To be done:
Wherever the word "this" appears in a line, extract that line.

[Extracted records]

--- --- ---

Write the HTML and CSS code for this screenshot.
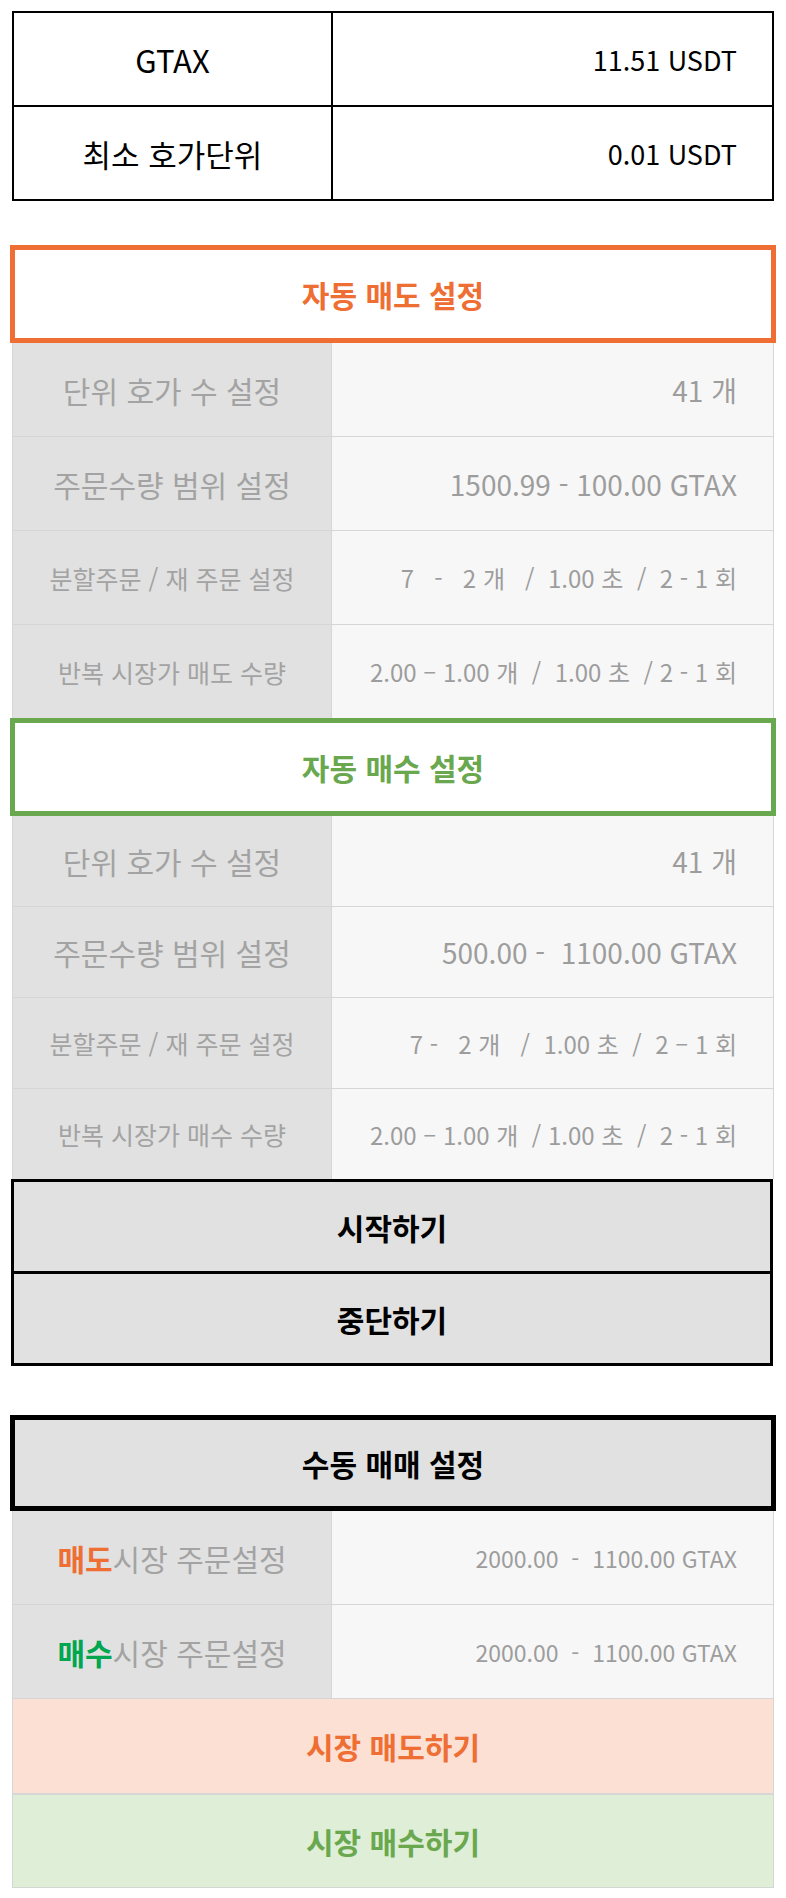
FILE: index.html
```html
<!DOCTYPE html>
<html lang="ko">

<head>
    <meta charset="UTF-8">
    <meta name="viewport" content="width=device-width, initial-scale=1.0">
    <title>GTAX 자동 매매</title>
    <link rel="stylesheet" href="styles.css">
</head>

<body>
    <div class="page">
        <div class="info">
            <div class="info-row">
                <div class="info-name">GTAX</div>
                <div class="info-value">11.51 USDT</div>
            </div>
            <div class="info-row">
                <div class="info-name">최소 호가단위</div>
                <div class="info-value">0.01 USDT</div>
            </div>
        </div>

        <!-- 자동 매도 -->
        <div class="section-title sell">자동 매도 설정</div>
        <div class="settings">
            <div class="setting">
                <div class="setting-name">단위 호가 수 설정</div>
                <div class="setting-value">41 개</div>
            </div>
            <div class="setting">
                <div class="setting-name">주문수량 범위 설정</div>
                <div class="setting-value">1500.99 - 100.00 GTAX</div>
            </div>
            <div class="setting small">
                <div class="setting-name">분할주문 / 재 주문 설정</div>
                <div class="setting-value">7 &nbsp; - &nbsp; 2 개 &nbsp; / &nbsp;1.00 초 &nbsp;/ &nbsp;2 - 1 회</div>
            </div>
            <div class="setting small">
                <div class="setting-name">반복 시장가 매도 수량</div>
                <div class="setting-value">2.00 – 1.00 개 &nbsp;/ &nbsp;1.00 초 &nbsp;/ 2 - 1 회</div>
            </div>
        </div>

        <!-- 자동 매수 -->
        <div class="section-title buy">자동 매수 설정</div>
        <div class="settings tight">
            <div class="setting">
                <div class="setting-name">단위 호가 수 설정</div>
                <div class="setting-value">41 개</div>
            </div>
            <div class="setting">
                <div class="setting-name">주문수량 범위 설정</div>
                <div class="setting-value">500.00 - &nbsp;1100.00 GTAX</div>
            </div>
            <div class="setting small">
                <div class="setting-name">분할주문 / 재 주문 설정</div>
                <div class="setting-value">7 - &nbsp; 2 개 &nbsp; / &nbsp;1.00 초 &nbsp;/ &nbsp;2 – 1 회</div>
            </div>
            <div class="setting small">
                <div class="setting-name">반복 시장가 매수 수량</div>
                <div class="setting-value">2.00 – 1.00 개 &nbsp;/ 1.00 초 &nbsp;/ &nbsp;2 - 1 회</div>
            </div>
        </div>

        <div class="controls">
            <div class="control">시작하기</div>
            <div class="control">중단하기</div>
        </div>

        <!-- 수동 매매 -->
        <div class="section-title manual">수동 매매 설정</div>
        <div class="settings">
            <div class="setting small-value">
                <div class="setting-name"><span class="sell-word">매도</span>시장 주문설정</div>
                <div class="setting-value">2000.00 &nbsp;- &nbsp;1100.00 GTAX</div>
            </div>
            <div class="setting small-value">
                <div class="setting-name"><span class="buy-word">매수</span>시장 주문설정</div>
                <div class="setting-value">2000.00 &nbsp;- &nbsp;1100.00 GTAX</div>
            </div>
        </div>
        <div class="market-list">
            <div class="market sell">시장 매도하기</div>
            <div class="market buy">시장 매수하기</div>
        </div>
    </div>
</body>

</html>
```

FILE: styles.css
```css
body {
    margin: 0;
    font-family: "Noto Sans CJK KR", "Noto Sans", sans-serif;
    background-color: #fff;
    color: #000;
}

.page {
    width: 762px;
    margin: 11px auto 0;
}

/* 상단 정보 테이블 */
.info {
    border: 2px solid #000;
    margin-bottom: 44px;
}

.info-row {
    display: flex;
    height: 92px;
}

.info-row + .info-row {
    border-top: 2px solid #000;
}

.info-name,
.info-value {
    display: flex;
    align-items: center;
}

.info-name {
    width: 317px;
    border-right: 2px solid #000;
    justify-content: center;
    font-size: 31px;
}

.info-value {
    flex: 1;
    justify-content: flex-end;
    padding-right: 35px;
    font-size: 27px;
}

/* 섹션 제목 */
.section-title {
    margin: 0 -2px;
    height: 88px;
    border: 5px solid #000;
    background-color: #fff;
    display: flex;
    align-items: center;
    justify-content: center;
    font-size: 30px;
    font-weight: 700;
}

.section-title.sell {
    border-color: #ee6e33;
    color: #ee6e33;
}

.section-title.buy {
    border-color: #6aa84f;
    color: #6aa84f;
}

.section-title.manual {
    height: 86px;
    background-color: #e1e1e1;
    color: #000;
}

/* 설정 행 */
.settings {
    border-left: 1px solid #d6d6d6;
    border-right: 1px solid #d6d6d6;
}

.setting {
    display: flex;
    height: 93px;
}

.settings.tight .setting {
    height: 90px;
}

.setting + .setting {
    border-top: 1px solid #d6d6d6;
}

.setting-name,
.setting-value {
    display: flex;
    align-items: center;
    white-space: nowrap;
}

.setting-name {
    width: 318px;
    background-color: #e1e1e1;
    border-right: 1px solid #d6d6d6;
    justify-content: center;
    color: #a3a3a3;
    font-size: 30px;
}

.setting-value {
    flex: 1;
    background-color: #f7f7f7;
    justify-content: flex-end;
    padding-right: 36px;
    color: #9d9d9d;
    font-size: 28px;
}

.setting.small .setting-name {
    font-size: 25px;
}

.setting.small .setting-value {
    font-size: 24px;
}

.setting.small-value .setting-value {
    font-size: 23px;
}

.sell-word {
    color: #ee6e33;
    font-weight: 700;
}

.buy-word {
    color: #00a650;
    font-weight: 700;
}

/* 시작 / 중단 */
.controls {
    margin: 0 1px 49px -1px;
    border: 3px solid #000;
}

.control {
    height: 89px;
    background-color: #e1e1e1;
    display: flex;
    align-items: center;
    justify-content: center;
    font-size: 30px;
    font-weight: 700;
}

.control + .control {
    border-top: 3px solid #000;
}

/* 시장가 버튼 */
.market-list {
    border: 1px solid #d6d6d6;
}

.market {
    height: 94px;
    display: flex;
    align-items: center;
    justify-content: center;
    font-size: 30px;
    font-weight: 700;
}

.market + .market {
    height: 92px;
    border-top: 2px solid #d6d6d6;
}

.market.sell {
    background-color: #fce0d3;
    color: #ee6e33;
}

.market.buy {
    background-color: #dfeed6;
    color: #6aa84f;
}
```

--- --- ---

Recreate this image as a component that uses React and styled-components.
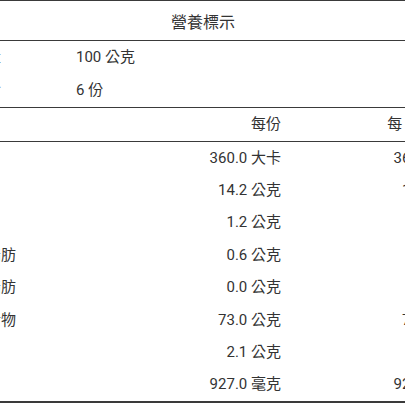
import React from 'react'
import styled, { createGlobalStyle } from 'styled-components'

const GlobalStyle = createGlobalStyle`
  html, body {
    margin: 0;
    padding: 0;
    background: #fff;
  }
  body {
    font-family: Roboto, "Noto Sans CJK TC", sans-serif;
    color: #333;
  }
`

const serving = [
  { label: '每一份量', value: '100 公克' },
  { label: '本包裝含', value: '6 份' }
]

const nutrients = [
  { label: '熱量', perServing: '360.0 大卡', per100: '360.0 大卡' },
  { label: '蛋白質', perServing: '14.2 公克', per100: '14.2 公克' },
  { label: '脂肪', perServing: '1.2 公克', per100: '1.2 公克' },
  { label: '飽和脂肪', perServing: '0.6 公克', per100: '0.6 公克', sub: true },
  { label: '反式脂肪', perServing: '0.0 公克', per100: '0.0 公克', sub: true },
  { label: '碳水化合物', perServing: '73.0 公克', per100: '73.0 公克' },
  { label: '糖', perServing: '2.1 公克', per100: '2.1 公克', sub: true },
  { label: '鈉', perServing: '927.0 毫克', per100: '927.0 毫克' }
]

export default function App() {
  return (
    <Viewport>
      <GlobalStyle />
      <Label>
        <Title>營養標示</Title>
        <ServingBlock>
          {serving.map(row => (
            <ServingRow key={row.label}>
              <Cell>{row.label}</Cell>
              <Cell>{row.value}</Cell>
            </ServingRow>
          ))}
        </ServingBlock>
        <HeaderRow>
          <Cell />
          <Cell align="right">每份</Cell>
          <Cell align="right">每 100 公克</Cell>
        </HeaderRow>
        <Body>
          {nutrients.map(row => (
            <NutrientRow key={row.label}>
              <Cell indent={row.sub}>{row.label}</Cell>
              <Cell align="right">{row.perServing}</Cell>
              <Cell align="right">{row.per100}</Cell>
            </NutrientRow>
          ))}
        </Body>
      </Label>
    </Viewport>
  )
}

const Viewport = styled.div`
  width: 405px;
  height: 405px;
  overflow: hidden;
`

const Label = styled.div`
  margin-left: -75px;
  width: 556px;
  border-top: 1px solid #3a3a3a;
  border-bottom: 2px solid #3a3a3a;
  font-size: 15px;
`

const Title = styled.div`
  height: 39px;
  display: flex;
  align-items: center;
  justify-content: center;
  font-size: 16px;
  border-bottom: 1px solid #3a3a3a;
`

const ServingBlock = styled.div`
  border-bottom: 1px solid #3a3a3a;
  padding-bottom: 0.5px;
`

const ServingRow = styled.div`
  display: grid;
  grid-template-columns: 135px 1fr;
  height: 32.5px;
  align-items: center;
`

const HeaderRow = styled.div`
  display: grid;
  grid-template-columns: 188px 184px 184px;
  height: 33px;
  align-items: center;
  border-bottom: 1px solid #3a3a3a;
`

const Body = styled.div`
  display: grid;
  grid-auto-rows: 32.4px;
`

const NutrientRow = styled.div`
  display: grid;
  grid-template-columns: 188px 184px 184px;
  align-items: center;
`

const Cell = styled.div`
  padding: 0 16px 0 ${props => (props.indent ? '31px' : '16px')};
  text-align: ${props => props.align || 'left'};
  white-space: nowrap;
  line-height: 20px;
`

--- --- ---

Full solution:
Write the HTML and CSS code for this screenshot.
Recreate this image as a component that uses React and styled-components.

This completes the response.